Now, at the end of four years of writing prose, poetry, and hymns, my writing has become (at least slightly) more sophisticated. Here are three key things I’ve learned.
1. Attentiveness Is Key
In any piece of creative writing, attentiveness is key. I had to learn this early on: One professor continually quoted poet William Carlos Williams: “No ideas but in things.” Williams believed that the best writing came from intense physical specificity.
And indeed, attentiveness elevates creative writing. It allows Ray Bradbury in Fahrenheit 451 to see Clarisse’s face as “slender and milk-white,” while “in it was a kind of gentle hunger that touched over everything with tireless curiosity.” It fosters the detail of Chaim Potok in My Name Is Asher Lev, speaking through his narrator: “I painted [the gulls] over and over again, using watercolors or washes of oils; painted their soarings into the sun, their wings in the wind, their wide diving circles over the surface of the waves.” It brings Kathleen Norris in Dakota to say of the Dakotas, “Just before dawn all is blue: I barely see the lark bunting light on a fence post.”
In each of these examples—and, indeed, in all good creative work—specificity, the product of attentiveness, breeds engagement.
And the benefits of attentiveness are not restricted to creative writing. By learning to pay attention, we are equipped to serve others better: We see needs more quickly and can respond to them well. In addition, attentiveness allows us to see the wonder of the world we inhabit. There is indeed “beauty in the commonplace,” though the intricacy of the plants, objects, and (most significantly) people in our world can be easy to miss.
2. Words Are Complex
We often think of words only in terms of how they are defined: just means merely, for instance, astonishment means shock, and gut-punched means to be punched in the stomach. But words, I’ve come to realize, carry more than mere definitional force.
Marilynne Robinson’s narrator in Gilead (the Rev. Ames) points out the grandeur of the simple word just. Reflecting on a description he just wrote, Ames says this:
I am thinking about the word ‘just.’ I almost wish I could have written that the sun just shone and the tree just glistened, and the water just poured out of it and the girl just laughed—when it’s used that way it does indicate a stress on the word that follows it, and also a particular pitch of the voice. People talk that way when they want to call attention to a thing existing in excess of itself, so to speak, a sort of purity and lavishness, at any rate something ordinary in kind but exceptional in degree.
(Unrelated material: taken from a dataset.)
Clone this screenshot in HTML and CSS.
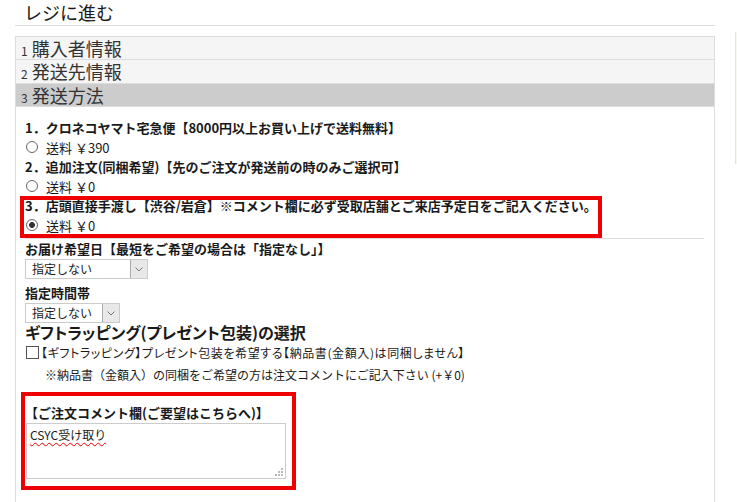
FILE: index.html
```html
<!DOCTYPE html>
<html lang="ja">
  <head>
    <meta charset="UTF-8" />
    <meta name="viewport" content="width=device-width, initial-scale=1.0" />
    <title>レジに進む</title>
    <link rel="stylesheet" href="styles.css">
  </head>
  <body>
    <div class="page">
      <div class="main">
        <h1 class="title">レジに進む</h1>
        <ol class="steps">
          <li class="step"><span class="num">1</span>購入者情報</li>
          <li class="step"><span class="num">2</span>発送先情報</li>
          <li class="step current"><span class="num">3</span>発送方法</li>
        </ol>
        <div class="panel">
          <div class="options">
            <div class="option">
              <div class="option-title">1．クロネコヤマト宅急便【8000円以上お買い上げで送料無料】</div>
              <div class="radio-line"><span class="radio"></span>送料 ￥390</div>
            </div>
            <div class="option">
              <div class="option-title">2．追加注文(同梱希望)【先のご注文が発送前の時のみご選択可】</div>
              <div class="radio-line"><span class="radio"></span>送料 ￥0</div>
            </div>
            <div class="option marked">
              <div class="option-title">3．店頭直接手渡し【渋谷/岩倉】※コメント欄に必ず受取店舗とご来店予定日をご記入ください。</div>
              <div class="radio-line"><span class="radio checked"></span>送料 ￥0</div>
            </div>
          </div>

          <div class="field-label">お届け希望日【最短をご希望の場合は「指定なし」】</div>
          <div class="select wide">
            <span class="select-value">指定しない</span>
            <span class="select-arrow">
              <svg width="8" height="5" viewBox="0 0 8 5"><path d="M0.5 0.5 L4 4 L7.5 0.5" fill="none" stroke="#777" stroke-width="1"/></svg>
            </span>
          </div>

          <div class="field-label time">指定時間帯</div>
          <div class="select narrow">
            <span class="select-value">指定しない</span>
            <span class="select-arrow">
              <svg width="8" height="5" viewBox="0 0 8 5"><path d="M0.5 0.5 L4 4 L7.5 0.5" fill="none" stroke="#777" stroke-width="1"/></svg>
            </span>
          </div>

          <div class="gift-heading">ギフトラッピング(プレゼント包装)の選択</div>
          <div class="gift-check"><span class="checkbox"></span>【ギフトラッピング】プレゼント包装を希望する【納品書(金額入)は同梱しません】</div>
          <div class="note">※納品書（金額入）の同梱をご希望の方は注文コメントにご記入下さい (+￥0)</div>

          <div class="comment">
            <div class="comment-label">【ご注文コメント欄(ご要望はこちらへ)】</div>
            <div class="textarea">
              <span class="typo">CSYC受け取り</span>
              <svg class="grip" width="8" height="8" viewBox="0 0 8 8">
                <rect x="6" y="0" width="2" height="2" fill="#bbb"/>
                <rect x="3" y="3" width="2" height="2" fill="#bbb"/>
                <rect x="6" y="3" width="2" height="2" fill="#bbb"/>
                <rect x="0" y="6" width="2" height="2" fill="#bbb"/>
                <rect x="3" y="6" width="2" height="2" fill="#bbb"/>
                <rect x="6" y="6" width="2" height="2" fill="#bbb"/>
              </svg>
            </div>
          </div>
        </div>
      </div>
      <div class="side"></div>
    </div>
  </body>
</html>
```

FILE: styles.css
```css
body {
  margin: 0;
  font-family: "Noto Sans CJK JP", "Liberation Sans", sans-serif;
  color: #1a1a1a;
  background-color: #fff;
  overflow: hidden;
}
.page {
  display: flex;
  padding-left: 15px;
}
.main {
  width: 700px;
  flex: none;
}
.title {
  margin: 0;
  height: 25px;
  padding-left: 9px;
  border-bottom: 1px solid #ddd;
  font-size: 18px;
  font-weight: normal;
  line-height: 25px;
}
.steps {
  list-style: none;
  margin: 10px 0 0;
  padding: 0;
  border: 1px solid #ddd;
  border-bottom: none;
}
.step {
  height: 22px;
  padding-left: 5px;
  border-bottom: 1px solid #ddd;
  background-color: #f5f5f5;
  color: #333;
  font-size: 18px;
  line-height: 22px;
}
.step:nth-child(2) {
  height: 23px;
  line-height: 23px;
}
.step.current {
  background-color: #ccc;
}
.num {
  font-size: 12px;
  margin-right: 4px;
}
.panel {
  height: 400px;
  padding: 11px 10px 0 9px;
  border-left: 1px solid #ddd;
  border-right: 1px solid #ddd;
}
.options {
  padding-bottom: 3px;
  border-bottom: 1px solid #ddd;
}
.option-title {
  font-size: 13px;
  font-weight: bold;
  line-height: 19px;
}
.radio-line {
  display: flex;
  align-items: center;
  gap: 8px;
  height: 20px;
  padding-left: 1px;
  font-size: 13px;
}
.radio {
  width: 12px;
  height: 12px;
  border: 1px solid #666;
  border-radius: 50%;
  box-sizing: border-box;
  background-color: #fff;
}
.radio.checked {
  background: radial-gradient(circle, #333 0 2.6px, #fff 3.2px);
}
.option.marked {
  position: relative;
}
.option.marked::after {
  content: "";
  position: absolute;
  top: 0;
  left: -5px;
  width: 582px;
  height: 42px;
  border: 4px solid #e00;
  box-sizing: border-box;
}
.field-label {
  font-size: 13px;
  font-weight: bold;
  line-height: 20px;
}
.field-label.time {
  margin-top: 4px;
}
.select {
  display: flex;
  height: 20px;
  border: 1px solid #ccc;
  box-sizing: border-box;
  font-size: 12px;
  line-height: 18px;
}
.select.wide {
  width: 123px;
}
.select.narrow {
  width: 95px;
}
.select-value {
  padding-left: 6px;
}
.select-arrow {
  display: flex;
  align-items: center;
  justify-content: center;
  margin-left: auto;
  width: 16px;
  border-left: 1px solid #aaa;
  background-color: #e8e8e8;
}
.gift-heading {
  font-size: 16px;
  font-weight: bold;
  line-height: 19px;
  font-feature-settings: "palt";
}
.gift-check {
  display: flex;
  align-items: center;
  height: 20px;
  padding-left: 1px;
  font-size: 12px;
  letter-spacing: 0.6px;
  font-feature-settings: "palt";
}
.checkbox {
  width: 13px;
  height: 13px;
  margin-right: 2px;
  border: 1px solid #555;
  box-sizing: border-box;
}
.note {
  margin-top: 3px;
  padding-left: 20px;
  font-size: 12px;
  line-height: 20px;
}
.comment {
  width: 267px;
  margin-top: 11px;
  padding: 7px 0 7px 1px;
  box-sizing: border-box;
  outline: 4px solid #e00;
}
.comment-label {
  margin-left: -1px;
  font-size: 13px;
  font-weight: bold;
  line-height: 20px;
}
.textarea {
  position: relative;
  width: 260px;
  height: 56px;
  padding: 2px 3px;
  border: 1px solid #ccc;
  box-sizing: border-box;
  font-size: 12px;
  line-height: 17px;
}
.typo {
  text-decoration: underline wavy #e00;
  text-decoration-thickness: 1px;
  text-underline-offset: 2px;
}
.grip {
  position: absolute;
  right: 2px;
  bottom: 2px;
}
.side {
  flex: none;
  width: 200px;
  height: 132px;
  margin-left: 20px;
  margin-top: 32px;
  border-left: 1px solid #e3e3e3;
  background-color: #f7f9ee;
}
```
And as with the effect of the word just—an effect that reaches beyond the word’s explicit definition—the sounds and cadences of our writing and speech affect the way it is perceived. I texted a friend this morning, for example, about the word “astonishment,” which—as I understand it—itself sounds astonished. The effect comes from the abrupt t sounds (which mirrors the shock of astonishment) and the gentle sh following it (which recalls the silence provoked by sudden wonder).
Similarly, the visceral word gut-punched reinforces its own meaning. The hard g, p, and d—along with the repeated accent of the word itself—gives a feeling of abruptness and strength. Gut-punched hits the reader hard—much like an actual punch in the gut. The sounds of our language contribute to their meaning.
3. Immensity Is Omnipresent
“I am the wisest man alive,” Socrates is quoted as saying (in a rephrased quote from Plato’s Apology), “for I know one thing, and that is that I know nothing.”
At the end of a college degree, I am forced, perhaps more than ever, to face the immensity of what I don’t yet know. Five years of studying has introduced me to a wide array of books, scholars, and research topics, yet—in every book, class, and reading—there is a great measure of what I do not understand. In a sense, then, I am beginning to travel the path of every person alive: carrying the little I know and continuing to explore the world beyond.
If anything, then, four years of creative writing have taught me to see the world as large and mysterious—a mass of unknowns at which I can alternately study and marvel. I have learned so that I can learn, and—though I might exit formal schooling for a time—I am still, with all the world, a student.